My dad grew up on a dairy farm in Kentucky, and I have great memories of spending a week every summer there. He would walk the fields with us and take us down to the barn when they were milking. It was always a peaceful week with little routine. The pace was slow and relaxing.
Right now I have started leading a Bible study that is called Scouting the Divine; the first part focuses on the many references to sheep in the Bible. I wanted to know more about farm life and particularly sheep. Since sheep were also used for their wool to make clothes during colonial times, I thought learning more about them would help me with my writing.
Last week Clark Mizzel, the owner of Red Fern Farm, took John and me on a tour of his flock of sheep.
Rather than having a sheep dog, he has donkeys to guard his sheep. This is Lucy and her son Dilly Bean. Donkeys have a natural antipathy for canines, such as coyotes, dogs, and foxes, who are predators to sheep. Just their size intimidates coyotes, and they can kill with their hooves. As you can tell, they were both quite curious about me. At one point, Lucy dedided that Dilly Bean was getting too much attention and pushed him away. (I thought donkeys were much taller than this!)
Both of them posed for John’s camera, and here is Dilly Bean by himself.
The Mizzels raise Tunis sheep, originally from Tunisia, hence the name. They were imported to America in 1799. The two characteristics that make them stand out are their cream-colored wool and reddish/brown faces and legs. Twins are born frequently to this breed, and they don’t have horns.
Because sheep have a “flight zone,” they didn’t allow us to get close to them in the field. Clark said he starts talking to them before he enters their pasture, because they have excellent hearing. The zoom on John’s helped bring them closer to us.
The ewes teach their lambs about what not to eat in the fields; lemon grass, switch grass, and horse nettles are poisonous. This flock is grass fed, and there are fifty acres in pasture on this farm. With that much open space, they certainly don’t get bored with their surroundings.
There are portable shelters, as well as trees, in each pasture for their shade. Plenty of water is available, also. Ethel, Lucy, and Carmen are some of the names of the sheep.
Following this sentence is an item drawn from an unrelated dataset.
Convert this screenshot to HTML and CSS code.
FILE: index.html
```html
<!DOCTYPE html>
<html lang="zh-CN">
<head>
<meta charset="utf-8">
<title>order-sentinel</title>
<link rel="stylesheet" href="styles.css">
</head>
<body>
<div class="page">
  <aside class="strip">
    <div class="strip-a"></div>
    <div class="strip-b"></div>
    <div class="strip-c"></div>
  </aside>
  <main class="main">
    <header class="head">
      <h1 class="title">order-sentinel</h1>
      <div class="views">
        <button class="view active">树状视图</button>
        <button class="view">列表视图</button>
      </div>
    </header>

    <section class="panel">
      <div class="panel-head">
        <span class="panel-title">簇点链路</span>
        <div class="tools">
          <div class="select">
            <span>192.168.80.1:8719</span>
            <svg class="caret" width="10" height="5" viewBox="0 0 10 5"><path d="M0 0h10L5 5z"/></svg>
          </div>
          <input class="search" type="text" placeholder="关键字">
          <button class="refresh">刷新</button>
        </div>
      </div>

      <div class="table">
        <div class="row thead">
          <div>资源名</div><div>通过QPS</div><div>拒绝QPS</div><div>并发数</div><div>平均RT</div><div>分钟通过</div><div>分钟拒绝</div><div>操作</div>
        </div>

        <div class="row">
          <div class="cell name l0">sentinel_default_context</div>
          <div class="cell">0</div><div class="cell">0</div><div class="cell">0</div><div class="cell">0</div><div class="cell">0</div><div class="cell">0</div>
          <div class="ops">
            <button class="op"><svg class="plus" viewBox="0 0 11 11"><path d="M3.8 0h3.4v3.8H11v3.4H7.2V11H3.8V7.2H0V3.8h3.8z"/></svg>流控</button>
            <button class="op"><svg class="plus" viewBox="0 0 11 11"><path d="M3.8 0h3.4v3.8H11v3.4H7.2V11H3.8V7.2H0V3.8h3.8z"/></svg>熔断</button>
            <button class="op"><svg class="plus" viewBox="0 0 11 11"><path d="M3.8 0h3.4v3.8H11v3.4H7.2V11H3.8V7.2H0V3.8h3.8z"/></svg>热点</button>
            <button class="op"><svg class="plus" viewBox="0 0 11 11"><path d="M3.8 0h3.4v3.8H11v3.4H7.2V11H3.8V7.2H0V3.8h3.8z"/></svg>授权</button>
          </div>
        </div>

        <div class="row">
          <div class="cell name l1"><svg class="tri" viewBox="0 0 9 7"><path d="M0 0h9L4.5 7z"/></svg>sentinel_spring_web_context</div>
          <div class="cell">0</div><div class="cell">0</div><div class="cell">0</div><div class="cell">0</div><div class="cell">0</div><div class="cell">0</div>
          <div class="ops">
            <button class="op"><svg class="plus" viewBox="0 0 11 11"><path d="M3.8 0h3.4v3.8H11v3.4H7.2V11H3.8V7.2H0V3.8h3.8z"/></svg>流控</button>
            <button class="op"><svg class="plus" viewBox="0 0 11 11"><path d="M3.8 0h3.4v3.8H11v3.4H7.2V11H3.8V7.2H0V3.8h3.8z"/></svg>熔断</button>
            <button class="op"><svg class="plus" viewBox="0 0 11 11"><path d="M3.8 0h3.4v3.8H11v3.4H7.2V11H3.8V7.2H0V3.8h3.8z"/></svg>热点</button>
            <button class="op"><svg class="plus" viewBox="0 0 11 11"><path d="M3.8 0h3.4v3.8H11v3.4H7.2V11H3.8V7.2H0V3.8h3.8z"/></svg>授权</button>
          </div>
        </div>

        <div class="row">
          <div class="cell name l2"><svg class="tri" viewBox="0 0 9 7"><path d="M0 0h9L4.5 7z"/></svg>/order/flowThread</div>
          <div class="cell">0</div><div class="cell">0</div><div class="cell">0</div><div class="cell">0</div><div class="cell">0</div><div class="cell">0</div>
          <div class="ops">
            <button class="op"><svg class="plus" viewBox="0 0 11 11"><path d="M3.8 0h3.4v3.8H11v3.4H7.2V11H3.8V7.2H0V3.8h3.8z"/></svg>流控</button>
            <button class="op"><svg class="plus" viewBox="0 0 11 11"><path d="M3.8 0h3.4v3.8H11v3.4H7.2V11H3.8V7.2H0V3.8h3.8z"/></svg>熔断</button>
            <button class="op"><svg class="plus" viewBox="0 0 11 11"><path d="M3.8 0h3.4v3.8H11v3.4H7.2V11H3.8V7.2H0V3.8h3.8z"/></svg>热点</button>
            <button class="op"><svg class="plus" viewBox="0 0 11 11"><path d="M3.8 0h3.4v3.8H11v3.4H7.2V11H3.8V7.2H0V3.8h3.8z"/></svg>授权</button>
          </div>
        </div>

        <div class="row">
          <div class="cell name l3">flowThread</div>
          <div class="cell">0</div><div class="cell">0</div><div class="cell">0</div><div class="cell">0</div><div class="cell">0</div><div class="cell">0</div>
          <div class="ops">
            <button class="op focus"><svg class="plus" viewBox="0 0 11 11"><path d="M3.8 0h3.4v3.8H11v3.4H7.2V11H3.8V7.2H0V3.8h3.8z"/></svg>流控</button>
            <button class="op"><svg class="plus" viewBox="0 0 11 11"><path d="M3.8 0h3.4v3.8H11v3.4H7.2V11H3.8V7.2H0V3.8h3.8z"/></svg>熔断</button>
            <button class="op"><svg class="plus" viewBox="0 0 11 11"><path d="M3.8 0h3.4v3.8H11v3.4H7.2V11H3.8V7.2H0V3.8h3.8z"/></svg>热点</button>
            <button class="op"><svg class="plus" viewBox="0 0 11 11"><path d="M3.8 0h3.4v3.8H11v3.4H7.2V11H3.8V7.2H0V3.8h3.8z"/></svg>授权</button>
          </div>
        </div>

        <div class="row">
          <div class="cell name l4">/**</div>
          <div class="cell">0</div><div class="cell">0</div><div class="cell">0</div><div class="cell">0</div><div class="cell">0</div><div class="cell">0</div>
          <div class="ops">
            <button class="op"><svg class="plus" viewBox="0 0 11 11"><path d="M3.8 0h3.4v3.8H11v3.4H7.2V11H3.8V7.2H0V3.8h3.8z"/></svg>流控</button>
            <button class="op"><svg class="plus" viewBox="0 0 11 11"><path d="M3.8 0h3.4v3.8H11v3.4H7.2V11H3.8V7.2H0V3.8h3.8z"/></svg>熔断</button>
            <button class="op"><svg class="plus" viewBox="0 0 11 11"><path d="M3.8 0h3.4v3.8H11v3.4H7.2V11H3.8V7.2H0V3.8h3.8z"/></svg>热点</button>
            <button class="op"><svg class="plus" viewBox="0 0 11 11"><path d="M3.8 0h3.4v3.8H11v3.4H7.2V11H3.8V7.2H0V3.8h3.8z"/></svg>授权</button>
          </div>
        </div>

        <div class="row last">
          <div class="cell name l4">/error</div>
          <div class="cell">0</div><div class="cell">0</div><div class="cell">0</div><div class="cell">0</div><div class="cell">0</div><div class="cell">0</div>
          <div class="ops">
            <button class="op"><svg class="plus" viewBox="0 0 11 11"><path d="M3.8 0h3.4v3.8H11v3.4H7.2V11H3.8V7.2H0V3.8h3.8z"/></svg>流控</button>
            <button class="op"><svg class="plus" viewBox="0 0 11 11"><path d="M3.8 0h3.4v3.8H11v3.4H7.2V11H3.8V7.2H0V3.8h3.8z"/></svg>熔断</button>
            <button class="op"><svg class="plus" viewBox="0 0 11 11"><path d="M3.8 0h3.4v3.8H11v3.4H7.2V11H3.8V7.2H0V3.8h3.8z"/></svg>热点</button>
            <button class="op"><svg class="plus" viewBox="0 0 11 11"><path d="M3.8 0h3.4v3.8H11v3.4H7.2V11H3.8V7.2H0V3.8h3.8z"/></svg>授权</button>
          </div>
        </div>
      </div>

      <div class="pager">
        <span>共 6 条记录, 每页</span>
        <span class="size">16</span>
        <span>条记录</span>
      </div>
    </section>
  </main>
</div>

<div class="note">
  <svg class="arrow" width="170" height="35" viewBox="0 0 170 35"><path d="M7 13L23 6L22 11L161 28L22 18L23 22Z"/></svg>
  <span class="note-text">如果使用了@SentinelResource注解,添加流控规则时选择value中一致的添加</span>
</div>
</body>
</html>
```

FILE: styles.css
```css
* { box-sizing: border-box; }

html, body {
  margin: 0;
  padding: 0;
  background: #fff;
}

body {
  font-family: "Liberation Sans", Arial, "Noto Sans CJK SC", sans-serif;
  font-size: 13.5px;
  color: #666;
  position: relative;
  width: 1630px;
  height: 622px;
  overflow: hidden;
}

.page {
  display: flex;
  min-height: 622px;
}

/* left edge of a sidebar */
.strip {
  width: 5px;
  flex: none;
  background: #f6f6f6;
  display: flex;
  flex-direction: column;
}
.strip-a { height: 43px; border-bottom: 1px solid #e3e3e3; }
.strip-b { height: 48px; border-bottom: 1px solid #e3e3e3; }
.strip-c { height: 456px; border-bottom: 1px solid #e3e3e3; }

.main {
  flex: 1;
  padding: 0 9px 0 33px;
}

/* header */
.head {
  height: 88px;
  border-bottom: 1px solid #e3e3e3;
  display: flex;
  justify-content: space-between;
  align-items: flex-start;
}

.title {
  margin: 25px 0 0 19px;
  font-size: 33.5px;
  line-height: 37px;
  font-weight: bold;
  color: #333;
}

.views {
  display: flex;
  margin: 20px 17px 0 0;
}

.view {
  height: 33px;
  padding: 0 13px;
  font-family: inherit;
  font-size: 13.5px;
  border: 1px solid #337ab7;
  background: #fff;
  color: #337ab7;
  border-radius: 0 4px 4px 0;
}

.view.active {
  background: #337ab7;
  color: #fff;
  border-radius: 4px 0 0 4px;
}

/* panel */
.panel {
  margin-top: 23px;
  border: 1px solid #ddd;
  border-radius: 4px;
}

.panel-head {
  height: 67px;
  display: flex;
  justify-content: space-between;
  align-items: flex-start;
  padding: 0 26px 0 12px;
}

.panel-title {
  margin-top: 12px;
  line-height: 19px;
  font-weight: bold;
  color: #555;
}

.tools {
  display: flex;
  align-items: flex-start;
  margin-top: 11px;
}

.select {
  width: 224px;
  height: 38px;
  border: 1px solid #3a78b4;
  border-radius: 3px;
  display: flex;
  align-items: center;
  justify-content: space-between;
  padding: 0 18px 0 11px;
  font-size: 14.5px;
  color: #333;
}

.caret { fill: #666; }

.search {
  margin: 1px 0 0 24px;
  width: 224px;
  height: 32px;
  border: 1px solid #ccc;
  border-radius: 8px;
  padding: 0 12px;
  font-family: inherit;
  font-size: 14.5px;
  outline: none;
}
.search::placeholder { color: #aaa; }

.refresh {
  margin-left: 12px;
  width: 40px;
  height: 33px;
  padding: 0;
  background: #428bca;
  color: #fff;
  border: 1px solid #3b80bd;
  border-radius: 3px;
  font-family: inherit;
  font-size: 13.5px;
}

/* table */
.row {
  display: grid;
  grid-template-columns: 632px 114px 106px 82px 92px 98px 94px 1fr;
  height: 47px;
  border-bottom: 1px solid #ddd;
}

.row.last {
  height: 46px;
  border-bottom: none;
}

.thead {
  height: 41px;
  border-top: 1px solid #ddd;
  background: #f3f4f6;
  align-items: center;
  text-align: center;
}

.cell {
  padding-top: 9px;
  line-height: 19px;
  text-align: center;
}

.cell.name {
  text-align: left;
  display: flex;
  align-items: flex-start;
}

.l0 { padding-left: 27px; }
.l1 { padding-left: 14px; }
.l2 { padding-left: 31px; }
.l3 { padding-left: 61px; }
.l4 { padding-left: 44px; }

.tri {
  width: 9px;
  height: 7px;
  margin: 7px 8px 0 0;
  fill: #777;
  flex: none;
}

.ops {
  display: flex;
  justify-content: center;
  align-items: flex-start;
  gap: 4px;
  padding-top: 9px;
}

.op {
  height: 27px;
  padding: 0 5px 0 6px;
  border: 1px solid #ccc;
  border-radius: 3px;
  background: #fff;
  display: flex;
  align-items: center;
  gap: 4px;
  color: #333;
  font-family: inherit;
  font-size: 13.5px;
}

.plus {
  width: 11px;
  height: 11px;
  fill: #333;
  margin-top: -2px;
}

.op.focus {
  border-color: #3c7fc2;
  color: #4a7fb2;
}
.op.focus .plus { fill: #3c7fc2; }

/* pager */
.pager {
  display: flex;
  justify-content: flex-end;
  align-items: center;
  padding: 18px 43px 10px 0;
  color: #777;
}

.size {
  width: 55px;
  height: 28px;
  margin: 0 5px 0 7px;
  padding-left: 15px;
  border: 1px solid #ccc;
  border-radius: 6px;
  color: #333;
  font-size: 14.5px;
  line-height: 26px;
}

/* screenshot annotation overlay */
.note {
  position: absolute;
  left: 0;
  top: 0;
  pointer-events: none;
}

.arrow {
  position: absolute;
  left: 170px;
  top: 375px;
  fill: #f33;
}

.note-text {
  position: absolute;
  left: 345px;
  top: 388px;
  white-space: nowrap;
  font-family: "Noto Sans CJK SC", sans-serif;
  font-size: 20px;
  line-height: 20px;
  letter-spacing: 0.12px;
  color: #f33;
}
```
As you can see, these sheep are content. Just watching them as they moved peacefully around the pasture and then lay down for a while, it reminded me of that most familiar Psalm 23 with the words of “He maketh me to lie down in green pastures.”
Clark told us that donkeys pick up on routines, and they don’t have a flight zone. I believe I can attest to the fact that they are quite curious, also, and like to be petted. In fact, Lucy pushed Dilly Bean away from me at one point; she wanted all the attention herself. Another thing Clark pointed out was that donkeys can be quite cooperative if they so choose.
They welcomed us into this pasture.
The sheep’s wool is made into blankets in a mill on Prince Edward Island, and they can be bought at the farm. You will enjoy looking at their web site at www.redfernfarms.com.
These sheep were more curious about us in their close quarters. In fact, the brown one came charging out to welcome us. Their names are Ricky and Fred.
Why they were less skittish than the ones in the large pasture, I don’t know. But this one enjoyed posing for John’s camera. Clark was kind enough to share some small bags of wool with me; some from the lambs and the adults. They are both soft and thick, but the lamb’s wool is softer.